* _Material provided_:

begin

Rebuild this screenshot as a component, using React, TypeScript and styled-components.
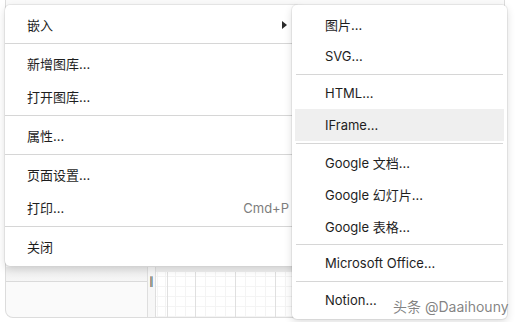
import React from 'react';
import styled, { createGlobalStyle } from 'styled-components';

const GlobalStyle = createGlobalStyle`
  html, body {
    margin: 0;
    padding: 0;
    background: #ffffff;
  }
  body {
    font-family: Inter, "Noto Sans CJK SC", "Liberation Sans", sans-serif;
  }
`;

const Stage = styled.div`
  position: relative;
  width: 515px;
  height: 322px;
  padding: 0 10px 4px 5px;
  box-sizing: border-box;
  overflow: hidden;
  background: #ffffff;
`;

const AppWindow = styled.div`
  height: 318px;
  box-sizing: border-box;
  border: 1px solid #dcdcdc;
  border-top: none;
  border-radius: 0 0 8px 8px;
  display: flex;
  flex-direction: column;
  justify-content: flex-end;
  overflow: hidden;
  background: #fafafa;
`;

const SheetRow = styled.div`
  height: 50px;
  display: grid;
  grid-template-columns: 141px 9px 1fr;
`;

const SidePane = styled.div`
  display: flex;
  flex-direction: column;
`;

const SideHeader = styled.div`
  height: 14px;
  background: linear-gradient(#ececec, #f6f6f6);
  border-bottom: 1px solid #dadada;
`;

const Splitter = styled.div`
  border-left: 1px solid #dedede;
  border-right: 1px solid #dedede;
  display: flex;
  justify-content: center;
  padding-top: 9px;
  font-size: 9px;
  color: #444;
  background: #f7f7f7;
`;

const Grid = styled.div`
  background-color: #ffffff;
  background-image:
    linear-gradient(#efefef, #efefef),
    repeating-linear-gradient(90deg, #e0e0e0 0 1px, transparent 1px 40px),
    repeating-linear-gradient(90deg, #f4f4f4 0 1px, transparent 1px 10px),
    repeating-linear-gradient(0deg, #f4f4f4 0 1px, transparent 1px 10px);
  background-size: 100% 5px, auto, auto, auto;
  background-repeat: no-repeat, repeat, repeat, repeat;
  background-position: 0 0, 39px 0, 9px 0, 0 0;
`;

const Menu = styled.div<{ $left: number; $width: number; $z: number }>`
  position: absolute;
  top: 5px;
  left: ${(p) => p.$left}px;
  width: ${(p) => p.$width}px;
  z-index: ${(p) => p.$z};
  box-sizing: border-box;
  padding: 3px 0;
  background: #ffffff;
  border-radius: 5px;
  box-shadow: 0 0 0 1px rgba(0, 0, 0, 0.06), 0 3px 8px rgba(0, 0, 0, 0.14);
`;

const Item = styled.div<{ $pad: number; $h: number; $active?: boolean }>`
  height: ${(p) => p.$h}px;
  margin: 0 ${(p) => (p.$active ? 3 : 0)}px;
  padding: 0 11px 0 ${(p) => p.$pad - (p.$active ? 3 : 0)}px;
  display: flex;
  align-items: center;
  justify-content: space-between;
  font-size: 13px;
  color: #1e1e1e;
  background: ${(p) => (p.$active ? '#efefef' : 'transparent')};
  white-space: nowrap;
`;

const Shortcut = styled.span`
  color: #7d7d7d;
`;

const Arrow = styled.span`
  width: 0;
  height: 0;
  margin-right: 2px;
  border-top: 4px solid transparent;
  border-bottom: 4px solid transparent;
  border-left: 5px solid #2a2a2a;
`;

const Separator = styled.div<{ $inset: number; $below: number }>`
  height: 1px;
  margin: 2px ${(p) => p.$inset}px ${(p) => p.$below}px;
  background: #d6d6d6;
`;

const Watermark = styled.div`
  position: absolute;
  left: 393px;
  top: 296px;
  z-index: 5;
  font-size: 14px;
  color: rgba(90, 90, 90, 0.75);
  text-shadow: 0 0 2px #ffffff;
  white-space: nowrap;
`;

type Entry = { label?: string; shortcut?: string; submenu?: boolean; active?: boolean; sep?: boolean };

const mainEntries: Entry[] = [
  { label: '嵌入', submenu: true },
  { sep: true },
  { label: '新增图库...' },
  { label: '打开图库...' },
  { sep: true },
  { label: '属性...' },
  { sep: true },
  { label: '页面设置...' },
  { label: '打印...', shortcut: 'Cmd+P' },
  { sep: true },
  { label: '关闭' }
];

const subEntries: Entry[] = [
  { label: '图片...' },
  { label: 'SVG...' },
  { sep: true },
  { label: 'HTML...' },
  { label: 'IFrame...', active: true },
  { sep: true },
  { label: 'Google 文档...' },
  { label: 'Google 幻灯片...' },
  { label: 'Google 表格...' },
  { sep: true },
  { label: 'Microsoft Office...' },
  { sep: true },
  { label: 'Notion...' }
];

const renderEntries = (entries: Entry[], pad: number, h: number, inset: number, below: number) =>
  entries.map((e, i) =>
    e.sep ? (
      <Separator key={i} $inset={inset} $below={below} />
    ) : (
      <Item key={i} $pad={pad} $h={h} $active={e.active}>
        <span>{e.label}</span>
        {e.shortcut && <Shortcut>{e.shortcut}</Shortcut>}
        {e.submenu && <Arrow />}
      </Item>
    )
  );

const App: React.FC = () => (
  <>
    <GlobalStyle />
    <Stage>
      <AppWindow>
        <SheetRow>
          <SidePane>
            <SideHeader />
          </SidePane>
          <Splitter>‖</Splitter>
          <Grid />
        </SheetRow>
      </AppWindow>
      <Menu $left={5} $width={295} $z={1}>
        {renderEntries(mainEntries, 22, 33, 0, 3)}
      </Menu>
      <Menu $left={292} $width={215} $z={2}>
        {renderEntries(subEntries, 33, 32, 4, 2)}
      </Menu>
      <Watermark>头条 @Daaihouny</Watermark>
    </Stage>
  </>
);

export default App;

end

* _Stated goal_: Which lines include "components"? Copy each of them out.

* _Answer for this exercise_:
Rebuild this screenshot as a component, using React, TypeScript and styled-components.
import styled, { createGlobalStyle } from 'styled-components';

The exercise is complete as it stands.